Letzterem macht er zum Abschluss ein liebevolles Geständnis. "Die neun Jahre hier in Nürnberg werde ich bis zum Ende meines Lebens nicht vergessen." Das Publikum in Franken sei immer wahnsinnig warmherzig und offen gewesen. Als Zugabe wählt Shelley mit "Hallelujah" von Friedrich Händel das Werk eines deutschen Komponisten, der zeitlebens sehr viel Zeit in England verbracht hat. Ganz am Ende tanzen 80 000 gemeinsam zum "Colonel Bogey March" durch die Nacht. Das Taschentuch kommt ganz am Ende beim Stück "Auf Wiedersehen" zum Einsatz. Ein paar Tränen fließen natürlich auch.

Tags darauf fließen höchsten Freudentränen über das fantastische Line Up, das Nürnbergs Kulturpreisträger Wolfgang Haffner wieder auf die Beine gestellt hat: Till Brönner, Thomas Quasthoff, Nils Landgren, Stefanie Heinzmann und Wolfgang Niedecken. Nicht zu vergessen die fantastische German All Star Big Band unter der Leitung von Jörg Achim Keller. Alleine diese zu genießen, macht die Veranstaltung schon zu einem Gewinn.

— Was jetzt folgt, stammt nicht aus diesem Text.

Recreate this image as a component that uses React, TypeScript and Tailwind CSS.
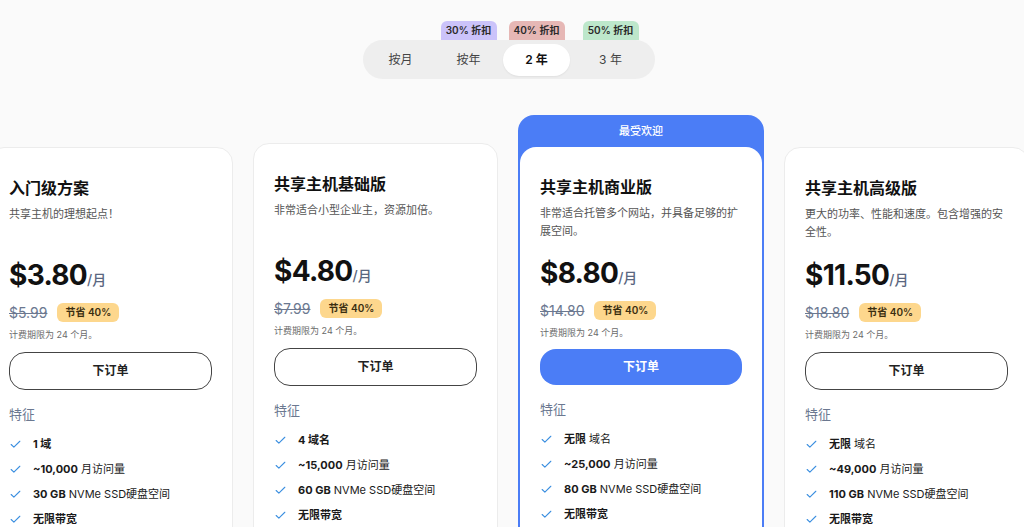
import { Check } from "lucide-react";

interface Feature {
  bold: string;
  rest?: string;
}

interface Plan {
  title: string;
  description: string;
  price: string;
  oldPrice: string;
  features: Feature[];
  popular?: boolean;
  offset: string;
}

const plans: Plan[] = [
  {
    title: "入门级方案",
    description: "共享主机的理想起点！",
    price: "$3.80",
    oldPrice: "$5.99",
    offset: "mt-[32px]",
    features: [
      { bold: "1 域" },
      { bold: "~10,000", rest: " 月访问量" },
      { bold: "30 GB", rest: " NVMe SSD硬盘空间" },
      { bold: "无限带宽" },
    ],
  },
  {
    title: "共享主机基础版",
    description: "非常适合小型企业主，资源加倍。",
    price: "$4.80",
    oldPrice: "$7.99",
    offset: "mt-[28px]",
    features: [
      { bold: "4 域名" },
      { bold: "~15,000", rest: " 月访问量" },
      { bold: "60 GB", rest: " NVMe SSD硬盘空间" },
      { bold: "无限带宽" },
    ],
  },
  {
    title: "共享主机商业版",
    description: "非常适合托管多个网站，并具备足够的扩展空间。",
    price: "$8.80",
    oldPrice: "$14.80",
    popular: true,
    offset: "mt-0",
    features: [
      { bold: "无限", rest: " 域名" },
      { bold: "~25,000", rest: " 月访问量" },
      { bold: "80 GB", rest: " NVMe SSD硬盘空间" },
      { bold: "无限带宽" },
    ],
  },
  {
    title: "共享主机高级版",
    description: "更大的功率、性能和速度。包含增强的安全性。",
    price: "$11.50",
    oldPrice: "$18.80",
    offset: "mt-[32px]",
    features: [
      { bold: "无限", rest: " 域名" },
      { bold: "~49,000", rest: " 月访问量" },
      { bold: "110 GB", rest: " NVMe SSD硬盘空间" },
      { bold: "无限带宽" },
    ],
  },
];

const tabs = [
  { label: "按月", badge: "", badgeColor: "" },
  { label: "按年", badge: "30% 折扣", badgeColor: "bg-[#cbc3fa]" },
  { label: "2 年", badge: "40% 折扣", badgeColor: "bg-[#e6b7b5]" },
  { label: "3 年", badge: "50% 折扣", badgeColor: "bg-[#bde7cb]" },
];

function PlanBody({ plan }: { plan: Plan }) {
  return (
    <div className="px-[20px] pt-[28px] pb-8">
      <h3 className="text-[16px] leading-6 font-bold text-[#111]">{plan.title}</h3>
      <p className="mt-[5px] h-[36px] text-[11px] leading-[18px] text-[#555]">
        {plan.description}
      </p>
      <div className={`flex items-baseline ${plan.popular ? "mt-[15px]" : "mt-4"}`}>
        <span className="text-[28px] leading-9 font-bold text-[#111] tracking-tight">
          {plan.price}
        </span>
        <span className="text-[14px] font-medium text-[#5a6780]">/月</span>
      </div>
      <div className="mt-[9px] flex items-center h-5">
        <span className="text-[14px] text-[#6b7890] line-through">{plan.oldPrice}</span>
        <span className="ml-[10px] h-[19px] px-[8px] rounded-md bg-[#fdd78d] text-[10px] font-semibold text-[#3a2e10] flex items-center">
          节省 40%
        </span>
      </div>
      <p className="mt-[6px] text-[9px] leading-[14px] text-[#6b6b6b]">计费期限为 24 个月。</p>
      <button
        className={
          plan.popular
            ? "mt-[9px] w-full h-[36px] rounded-2xl bg-[#4b7df6] text-white text-[12px] font-semibold"
            : "mt-[10px] w-full h-[38px] rounded-2xl border border-[#444] bg-white text-[#222] text-[12px] font-semibold"
        }
      >
        下订单
      </button>
      <p className="mt-[14px] text-[13px] leading-5 text-[#6b7890]">特征</p>
      <ul className="mt-[11px] flex flex-col gap-[7px]">
        {plan.features.map((f) => (
          <li key={f.bold + (f.rest ?? "")} className="flex items-center h-[18px] text-[11px] text-[#1a1a1a]">
            <Check size={13} strokeWidth={2} className="text-[#3b8fe0] mr-[11px] shrink-0" />
            <span className="whitespace-pre">
              <b className="font-bold">{f.bold}</b>
              {f.rest}
            </span>
          </li>
        ))}
      </ul>
    </div>
  );
}

export default function App() {
  return (
    <div
      className="h-screen w-full overflow-hidden bg-[#fafafa]"
      style={{ fontFamily: "Inter, 'Noto Sans CJK SC', sans-serif" }}
    >
      <div className="flex justify-center pt-[40px] pr-[6px]">
        <div className="relative flex items-center gap-[1px] w-[292px] h-[39px] rounded-full bg-[#eeeeee] pl-[4px]">
          {tabs.map((t, i) => (
            <div
              key={t.label}
              className={`relative w-[67px] h-[32px] flex items-center justify-center rounded-full text-[12px] ${
                i === 3 ? "ml-[6px]" : ""
              } ${
                i === 2
                  ? "bg-white font-semibold text-[#111] shadow-[0_1px_2px_rgba(0,0,0,0.06)]"
                  : "text-[#444]"
              }`}
            >
              {t.label}
              {t.badge && (
                <span
                  className={`absolute bottom-[calc(100%+4px)] left-1/2 -translate-x-1/2 w-[56px] h-[19px] rounded-t-md flex items-center justify-center text-[10px] font-semibold text-[#2a2a2a] whitespace-nowrap ${t.badgeColor}`}
                >
                  {t.badge}
                </span>
              )}
            </div>
          ))}
        </div>
      </div>

      <div className="mt-[36px] flex items-start gap-5 ml-[-12px]">
        {plans.map((plan) =>
          plan.popular ? (
            <div
              key={plan.title}
              className={`shrink-0 w-[246px] rounded-2xl bg-[#4b7df6] px-[2px] ${plan.offset}`}
            >
              <div className="h-[32px] flex items-center justify-center text-[11px] font-medium text-white">
                最受欢迎
              </div>
              <div className="rounded-2xl bg-white">
                <PlanBody plan={plan} />
              </div>
            </div>
          ) : (
            <div
              key={plan.title}
              className={`shrink-0 w-[245px] rounded-2xl border border-[#ececec] bg-white ${plan.offset}`}
            >
              <PlanBody plan={plan} />
            </div>
          )
        )}
      </div>
    </div>
  );
}
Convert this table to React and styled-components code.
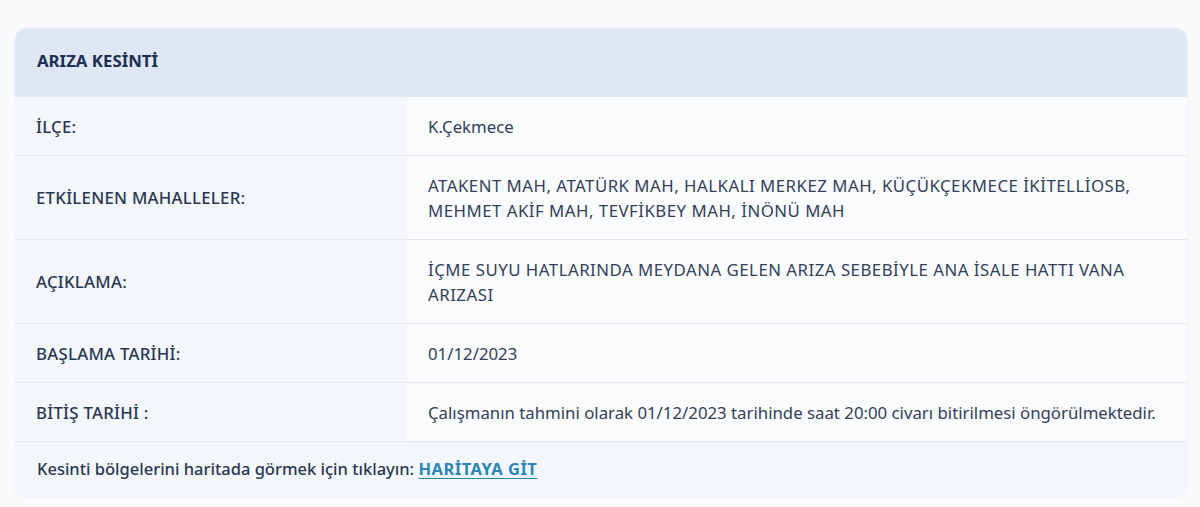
import React from 'react';
import styled, { createGlobalStyle } from 'styled-components';

const GlobalStyle = createGlobalStyle`
  html, body {
    margin: 0;
    padding: 0;
    background: #f9fafc;
  }
  body {
    font-family: "Noto Sans", "Liberation Sans", sans-serif;
  }
`;

const rows = [
  { label: 'İLÇE:', value: 'K.Çekmece' },
  {
    label: 'ETKİLENEN MAHALLELER:',
    value: 'ATAKENT MAH, ATATÜRK MAH, HALKALI MERKEZ MAH, KÜÇÜKÇEKMECE İKİTELLİOSB, MEHMET AKİF MAH, TEVFİKBEY MAH, İNÖNÜ MAH',
    caps: true,
  },
  {
    label: 'AÇIKLAMA:',
    value: 'İÇME SUYU HATLARINDA MEYDANA GELEN ARIZA SEBEBİYLE ANA İSALE HATTI VANA ARIZASI',
    caps: true,
  },
  { label: 'BAŞLAMA TARİHİ:', value: '01/12/2023' },
  {
    label: 'BİTİŞ TARİHİ :',
    value: 'Çalışmanın tahmini olarak 01/12/2023 tarihinde saat 20:00 civarı bitirilmesi öngörülmektedir.',
  },
];

const App = () => {
  return (
    <Page>
      <GlobalStyle />
      <Card>
        <Header>ARIZA KESİNTİ</Header>
        {rows.map((row) => (
          <Row key={row.label}>
            <Label>{row.label}</Label>
            <Value $caps={row.caps}>{row.value}</Value>
          </Row>
        ))}
        <Footer>
          Kesinti bölgelerini haritada görmek için tıklayın:{' '}
          <MapLink href="#">HARİTAYA GİT</MapLink>
        </Footer>
      </Card>
    </Page>
  );
};

const Page = styled.div`
  padding: 28px 13px 12px 15px;
  box-sizing: border-box;
  width: 1200px;
  height: 507px;
`;

const Card = styled.div`
  background: #f4f6fa;
  border-radius: 12px;
  box-shadow: 0 1px 4px rgba(30, 50, 90, 0.06);
  overflow: hidden;
`;

const Header = styled.div`
  background: #dfe7f5;
  color: #1d2f52;
  font-size: 16.8px;
  font-weight: 700;
  line-height: 20px;
  padding: 23px 22px 25px;
  border-bottom: 1px solid #e2e8f1;
`;

const Row = styled.div`
  display: grid;
  grid-template-columns: 392px 1fr;
  border-bottom: 1px solid #e5e9ef;
`;

const Label = styled.div`
  background: #f3f6fa;
  color: #2a3752;
  font-size: 16.8px;
  font-weight: 500;
  letter-spacing: 0.25px;
  line-height: 25px;
  padding: 16.5px 21px;
  display: flex;
  align-items: center;
`;

const Value = styled.div`
  background: #fafbfd;
  color: #34405a;
  font-size: 16.8px;
  letter-spacing: ${(p) => (p.$caps ? '0.5px' : '0')};
  line-height: 25px;
  padding: 16.5px 21px;
`;

const Footer = styled.div`
  background: #f3f6fa;
  color: #2a3752;
  font-size: 16.5px;
  font-weight: 500;
  line-height: 26px;
  padding: 14px 22px;
`;

const MapLink = styled.a`
  color: #2a86b4;
  font-weight: 700;
  letter-spacing: 0.5px;
  text-decoration: underline;
  text-underline-offset: 3px;
`;

export default App;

Es sind vor allem knackige Fusionklänge mit viel Groove und Funk, die die Jazzgrößen unter dem wolkenlosen Vollmondhimmel ertönen lassen. Zusammen mit Brönner huldigt Haffner einem der absoluten Heroen des Fusionjazz: Dave Grusin. Dessen Titeltrack zu dem Film "3 Days Of The Condor" ist einer der Höhepunkte des Abends, ebenso wie Thomas Quasthoffs Version von John Lennons "Imagine" - Letzteres ohne Drums - zum Bedauern von Haffner. Eine großartige Visitenkarte gibt auch die Schweizerin Stefanie Heinzmann ab. Lediglich Wolfgang Niedecken bremst in seiner altväterlichen Art auf der Zielgerade die Stimmung etwas ein, was dann viele angesichts der hereinbrechenden Kälte als Signal zum Aufbruch nutzen. Wer bleibt, den entschädigt ein grandioses Finale.